- [Exercise brief]:
Collect every line that includes the string "this".

- [Source records]:
• • • •

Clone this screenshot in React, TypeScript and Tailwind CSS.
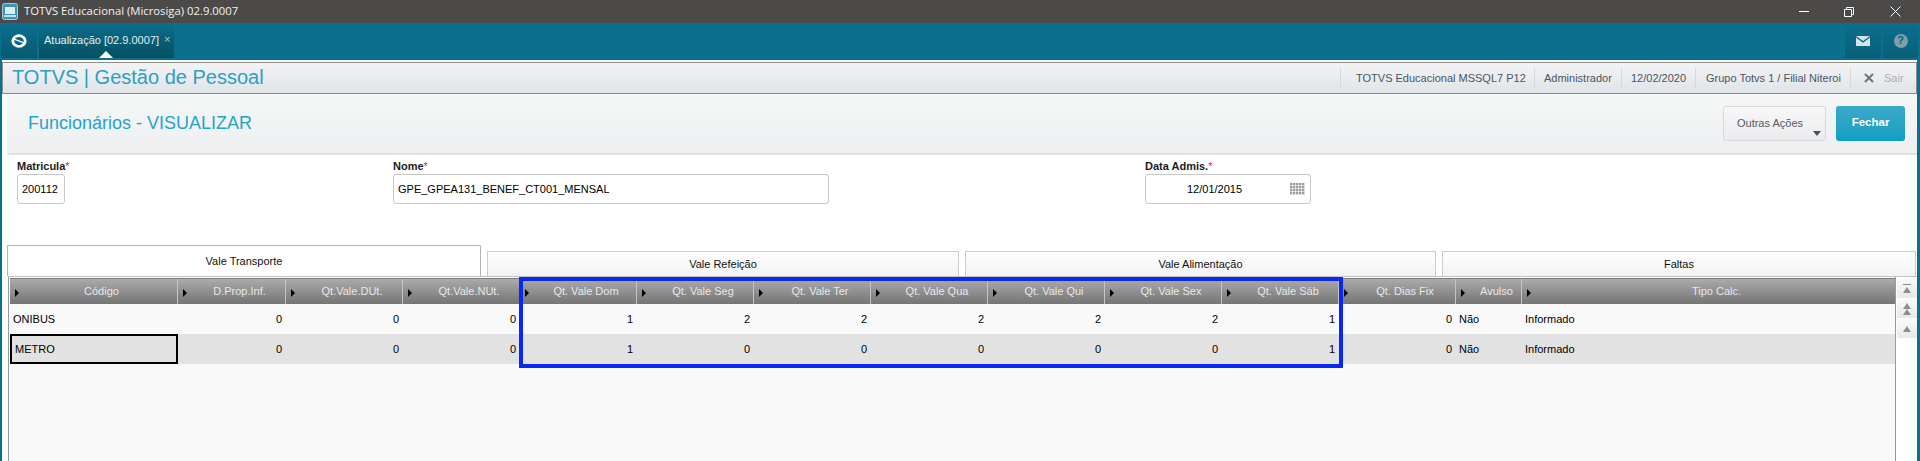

• • • •

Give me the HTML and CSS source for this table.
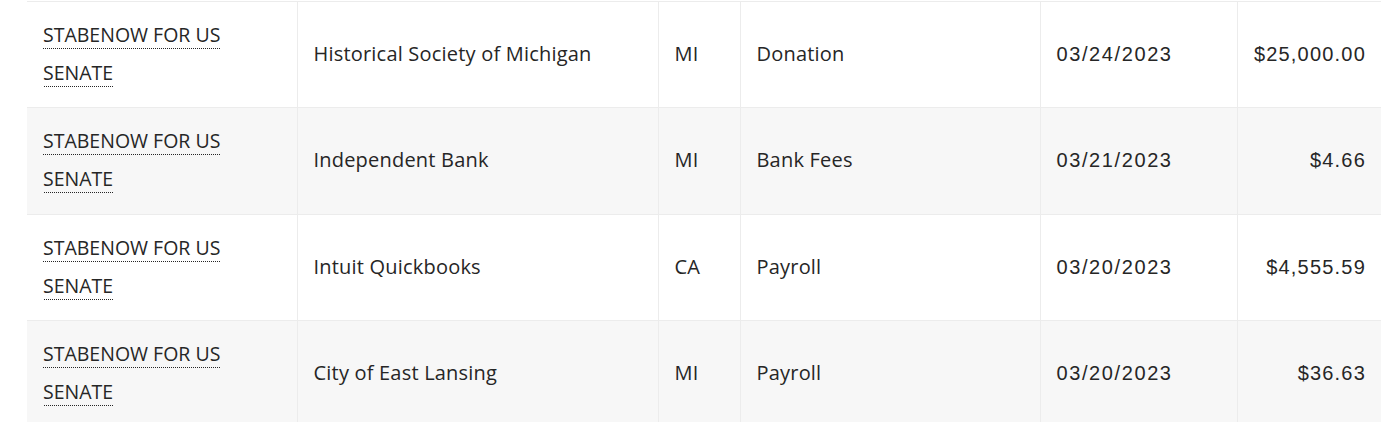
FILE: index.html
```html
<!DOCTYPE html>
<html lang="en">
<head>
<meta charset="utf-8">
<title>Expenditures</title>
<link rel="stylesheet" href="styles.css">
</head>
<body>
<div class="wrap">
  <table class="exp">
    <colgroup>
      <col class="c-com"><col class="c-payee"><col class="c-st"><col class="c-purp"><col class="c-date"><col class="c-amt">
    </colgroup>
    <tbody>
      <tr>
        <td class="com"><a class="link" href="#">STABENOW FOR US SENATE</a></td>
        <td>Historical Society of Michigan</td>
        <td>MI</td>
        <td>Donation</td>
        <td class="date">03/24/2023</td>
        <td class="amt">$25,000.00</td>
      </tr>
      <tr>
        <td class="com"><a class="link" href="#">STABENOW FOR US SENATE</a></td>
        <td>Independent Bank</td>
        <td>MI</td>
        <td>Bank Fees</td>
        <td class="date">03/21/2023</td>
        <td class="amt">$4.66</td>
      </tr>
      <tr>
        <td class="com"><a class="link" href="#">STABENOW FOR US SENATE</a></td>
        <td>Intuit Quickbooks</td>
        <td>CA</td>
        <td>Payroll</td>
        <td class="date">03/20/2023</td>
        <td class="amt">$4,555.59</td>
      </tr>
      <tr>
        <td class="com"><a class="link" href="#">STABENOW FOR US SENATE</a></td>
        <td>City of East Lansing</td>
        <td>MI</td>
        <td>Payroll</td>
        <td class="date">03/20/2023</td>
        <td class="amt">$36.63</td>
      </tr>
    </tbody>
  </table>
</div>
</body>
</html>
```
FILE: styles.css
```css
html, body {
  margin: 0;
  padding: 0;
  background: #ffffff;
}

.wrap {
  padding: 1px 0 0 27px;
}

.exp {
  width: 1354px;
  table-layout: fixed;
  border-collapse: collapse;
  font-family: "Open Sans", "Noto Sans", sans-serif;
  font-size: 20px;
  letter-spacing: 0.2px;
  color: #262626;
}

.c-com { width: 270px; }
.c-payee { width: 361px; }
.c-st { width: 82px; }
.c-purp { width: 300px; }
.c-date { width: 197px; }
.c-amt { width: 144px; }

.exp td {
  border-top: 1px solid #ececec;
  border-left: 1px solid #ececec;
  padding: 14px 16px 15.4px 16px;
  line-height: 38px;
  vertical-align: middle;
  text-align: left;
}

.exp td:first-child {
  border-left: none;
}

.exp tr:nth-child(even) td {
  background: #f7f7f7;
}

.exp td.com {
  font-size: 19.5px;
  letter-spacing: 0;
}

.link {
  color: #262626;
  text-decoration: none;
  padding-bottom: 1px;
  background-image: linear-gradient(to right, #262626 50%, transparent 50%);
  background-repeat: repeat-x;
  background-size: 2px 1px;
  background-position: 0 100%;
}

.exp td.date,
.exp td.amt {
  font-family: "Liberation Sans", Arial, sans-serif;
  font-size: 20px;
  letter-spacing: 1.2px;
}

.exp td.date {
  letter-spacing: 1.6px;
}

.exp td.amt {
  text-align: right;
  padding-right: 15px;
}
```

• • • •

- [Full response]:
Clone this screenshot in React, TypeScript and Tailwind CSS.
Give me the HTML and CSS source for this table.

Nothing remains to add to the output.